国立成育医療研究センターなどは、母親が妊娠初期にビタミンAのサプリメントを摂取すると、生まれる子供が心臓病を抱えるリスクが高まるとの研究成果をまとめました。従来もビタミンAの過剰摂取を避ける必要性が指摘されており、大規模調査で裏付けました。
横浜市立大学などとの共同研究の成果で、論文がアメリカの心臓協会の学術誌に掲載されました。環境要因が子供の健康に与える影響を調べる環境省の疫学調査「子どもの健康と環境に関する全国調査(エコチル調査)」のデータを用いました。
約9万組の母子について、3歳までに心臓の各部位を隔てる壁に穴ができる「心室中隔欠損症」や「単心室」など先天性の心臓病と診断された子供と、化学物質や環境との関係を調べました。
妊娠初期に「ビタミンAサプリメントを内服しているか」との質問に「はい」と答えた妊婦では、「いいえ」とした人に比べて生まれる子供が心臓病を持つリスクが約6倍に高まりました。

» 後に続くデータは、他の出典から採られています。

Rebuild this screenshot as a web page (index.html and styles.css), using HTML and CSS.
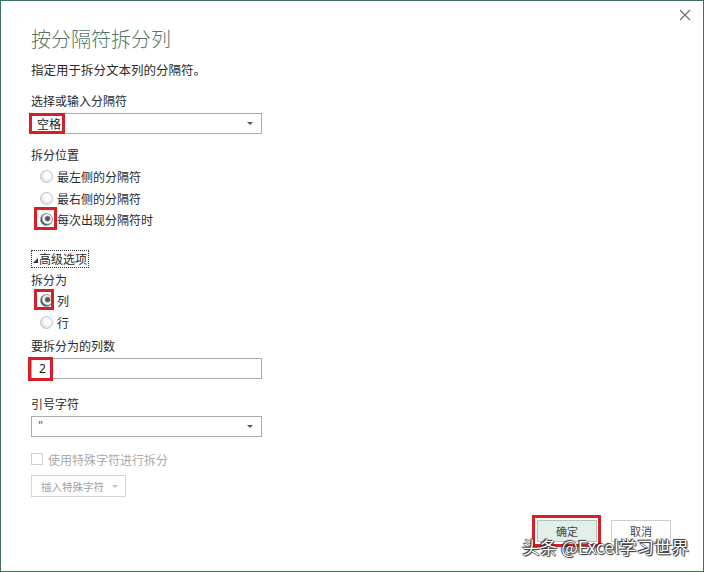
FILE: index.html
```html
<!DOCTYPE html>
<html lang="zh-CN">
<head>
<meta charset="utf-8">
<title>按分隔符拆分列</title>
<link rel="stylesheet" href="styles.css">
</head>
<body>
<div class="dialog">
  <div class="topbar">
    <svg class="close" width="12" height="12" viewBox="0 0 12 12"><path d="M1 1L11 11M11 1L1 11" stroke="#6a6a6a" stroke-width="1.1" fill="none"/></svg>
  </div>
  <h1 class="title">按分隔符拆分列</h1>
  <div class="subtitle">指定用于拆分文本列的分隔符。</div>

  <div class="label gap-13">选择或输入分隔符</div>
  <div class="select gap-3">
    <span class="value">空格</span>
    <span class="arrow"></span>
    <span class="hl hl-space"></span>
  </div>

  <div class="label gap-12">拆分位置</div>
  <div class="radios gap-2">
    <div class="radio-row"><span class="radio"></span><span>最左侧的分隔符</span></div>
    <div class="radio-row"><span class="radio"></span><span>最右侧的分隔符</span></div>
    <div class="radio-row"><span class="radio on"></span><span>每次出现分隔符时</span><span class="hl hl-each"></span></div>
  </div>

  <div class="adv gap-adv"><span class="tri"></span>高级选项</div>

  <div class="label gap-3">拆分为</div>
  <div class="radios gap-1">
    <div class="radio-row"><span class="radio on"></span><span>列</span><span class="hl hl-col"></span></div>
    <div class="radio-row"><span class="radio"></span><span>行</span></div>
  </div>

  <div class="label gap-4">要拆分为的列数</div>
  <div class="select gap-3">
    <span class="value num">2</span>
    <span class="hl hl-num"></span>
  </div>

  <div class="label gap-16">引号字符</div>
  <div class="select gap-3">
    <span class="value quote">"</span>
    <span class="arrow"></span>
  </div>

  <div class="check-row gap-13"><span class="checkbox"></span><span>使用特殊字符进行拆分</span></div>
  <div class="insert-btn gap-7"><span>插入特殊字符</span><span class="arrow light"></span></div>

  <div class="spacer"></div>
  <div class="footer">
    <div class="btn primary"><span class="btn-text">确定</span><span class="hl hl-ok"></span></div>
    <div class="btn"><span class="btn-text">取消</span></div>
  </div>

  <div class="watermark">头条 @Excel学习世界</div>
</div>
</body>
</html>
```
FILE: styles.css
```css
html, body {
  margin: 0;
  padding: 0;
  background: #fff;
}
body {
  font-family: "Noto Sans CJK SC", "Microsoft YaHei", sans-serif;
  color: #2b2b2b;
}
.dialog {
  position: relative;
  width: 704px;
  height: 572px;
  box-sizing: border-box;
  border: 1px solid #3f6f56;
  padding-left: 30px;
  display: flex;
  flex-direction: column;
  overflow: hidden;
}
.topbar {
  height: 26px;
  box-sizing: border-box;
  padding: 8px 12px 0 0;
  display: flex;
  justify-content: flex-end;
  flex-shrink: 0;
}
.close { display: block; }
.title {
  margin: 0;
  font-size: 20px;
  line-height: 24px;
  font-weight: 300;
  color: #527766;
}
.subtitle {
  margin-top: 10px;
  font-size: 12.5px;
  line-height: 18px;
  color: #2b2b2b;
}
.label {
  font-size: 12px;
  line-height: 18px;
  color: #2b2b2b;
}
.gap-1 { margin-top: 1px; }
.gap-2 { margin-top: 2px; }
.gap-3 { margin-top: 3px; }
.gap-4 { margin-top: 4px; }
.gap-7 { margin-top: 7px; }
.gap-12 { margin-top: 12px; }
.gap-13 { margin-top: 13px; }
.gap-16 { margin-top: 16px; }
.gap-adv { margin-top: 19.5px; }

.select {
  position: relative;
  width: 231px;
  height: 21px;
  box-sizing: border-box;
  border: 1px solid #ababab;
  display: flex;
  align-items: center;
  justify-content: space-between;
  padding: 0 8px 0 5px;
  flex-shrink: 0;
}
.value {
  font-size: 12px;
  line-height: 19px;
  color: #222;
}
.value.num { padding-left: 2px; font-family: "Noto Sans", sans-serif; font-size: 12px; }
.value.quote { padding-left: 1px; font-size: 11px; color: #555; }
.arrow {
  width: 0;
  height: 0;
  border-left: 3px solid transparent;
  border-right: 3px solid transparent;
  border-top: 3px solid #555;
}
.arrow.light { border-top-color: #c4c4c4; }

.hl {
  position: absolute;
  box-sizing: border-box;
  border: 3px solid #d81e27;
  pointer-events: none;
}
.hl-space { left: -3px; top: -1px; width: 36px; height: 21px; }
.hl-each { left: 3px; top: -2px; width: 23px; height: 23px; }
.hl-col { left: 3px; top: -1px; width: 20px; height: 21px; }
.hl-num { left: -4px; top: -2px; width: 25px; height: 24px; }
.hl-ok { left: -6px; top: -6px; width: 69px; height: 32px; }

.radios { display: flex; flex-direction: column; }
.radio-row {
  position: relative;
  height: 21.5px;
  display: flex;
  align-items: center;
  padding-left: 9px;
  gap: 4px;
  font-size: 12px;
  color: #2b2b2b;
}
.radio {
  width: 13px;
  height: 13px;
  box-sizing: border-box;
  border-radius: 50%;
  border: 1px solid #c2c2c2;
  background: radial-gradient(circle at 62% 38%, #ffffff 0, #fafafa 40%, #dcdcdc 75%, #b9b9b9 100%);
  flex-shrink: 0;
}
.radio.on {
  border-color: #8a9099;
  background: radial-gradient(circle at 60% 42%, #4a4a4a 0, #6b6b6b 2.2px, #e8e8e8 3.2px, #ffffff 4.2px, #c7cbd0 5px, #2c3e52 6.5px);
}

.adv {
  align-self: flex-start;
  height: 18px;
  box-sizing: border-box;
  border: 1px dotted #333;
  display: flex;
  align-items: center;
  padding: 0 1px 0 1px;
  font-size: 12px;
  line-height: 16px;
  color: #2b2b2b;
}
.tri {
  width: 0;
  height: 0;
  border-left: 5px solid transparent;
  border-bottom: 5px solid #333;
  margin: 3px 1px 0 0;
}

.check-row {
  height: 18px;
  display: flex;
  align-items: center;
  gap: 5px;
  font-size: 12px;
  color: #a9a9a9;
}
.checkbox {
  width: 12px;
  height: 12px;
  box-sizing: border-box;
  border: 1px solid #cfcfcf;
  background: #fff;
}
.insert-btn {
  width: 95px;
  height: 22px;
  box-sizing: border-box;
  border: 1px solid #d4d4d4;
  display: flex;
  align-items: center;
  padding-left: 9px;
  gap: 8px;
  font-size: 10.5px;
  color: #a0a0a0;
  flex-shrink: 0;
}

.spacer { flex: 1; }
.footer {
  display: flex;
  justify-content: flex-end;
  gap: 14px;
  padding: 0 32px 29px 0;
  flex-shrink: 0;
}
.btn {
  position: relative;
  width: 60px;
  height: 22px;
  box-sizing: border-box;
  border: 1px solid #cdcdcd;
  background: #fff;
  display: flex;
  align-items: center;
  justify-content: center;
  font-size: 11px;
  color: #444;
}
.btn-text { line-height: 12px; }
.btn.primary {
  background: #e2efe8;
  border-color: #a9c9b8;
}

.watermark {
  position: absolute;
  right: 14px;
  bottom: 16px;
  font-size: 17.5px;
  line-height: 16px;
  color: #fff;
  text-shadow: 0 0 1px #222, 0 0 1px #222, 1px 1px 1px #333, -1px -1px 1px #333;
  white-space: nowrap;
}
```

ビタミンAは胎児の発達に必須の栄養素ですが、過剰に取ると胎児の奇形などにつながると報告されています。胚が分化する過程でビタミンAの活性体のレチノイン酸が作用し、心臓などに奇形を生じると考えられているものの、発症の詳しい仕組みはわかっていません。 厚生労働省は、妊娠を計画する人や妊娠3カ月以内の人はビタミンAの大量の摂取を避けるべきだとしています。
また、妊婦が降圧薬や抗てんかん薬のバルプロ酸を服用している場合、生まれてくる子供の心臓病のリスクは約4〜5倍でした。ただ、薬を控えるかどうかは主治医と相談すべきだとしています。母親が先天性の心臓病を患ったことがある場合、リスクは約3倍でした。
研究をまとめた国立成育医療研究センターのデータサイエンス部門長で小児循環器医の小林徹さんは、「胎児の心臓が形成されるのは受精から3カ月ぐらいまでとされている。妊娠が判明するまでの時間差を考慮すると、妊娠初期だけでなく、妊娠を考えている女性はビタミンAのサプリは飲まないほうがよい」と指摘しています。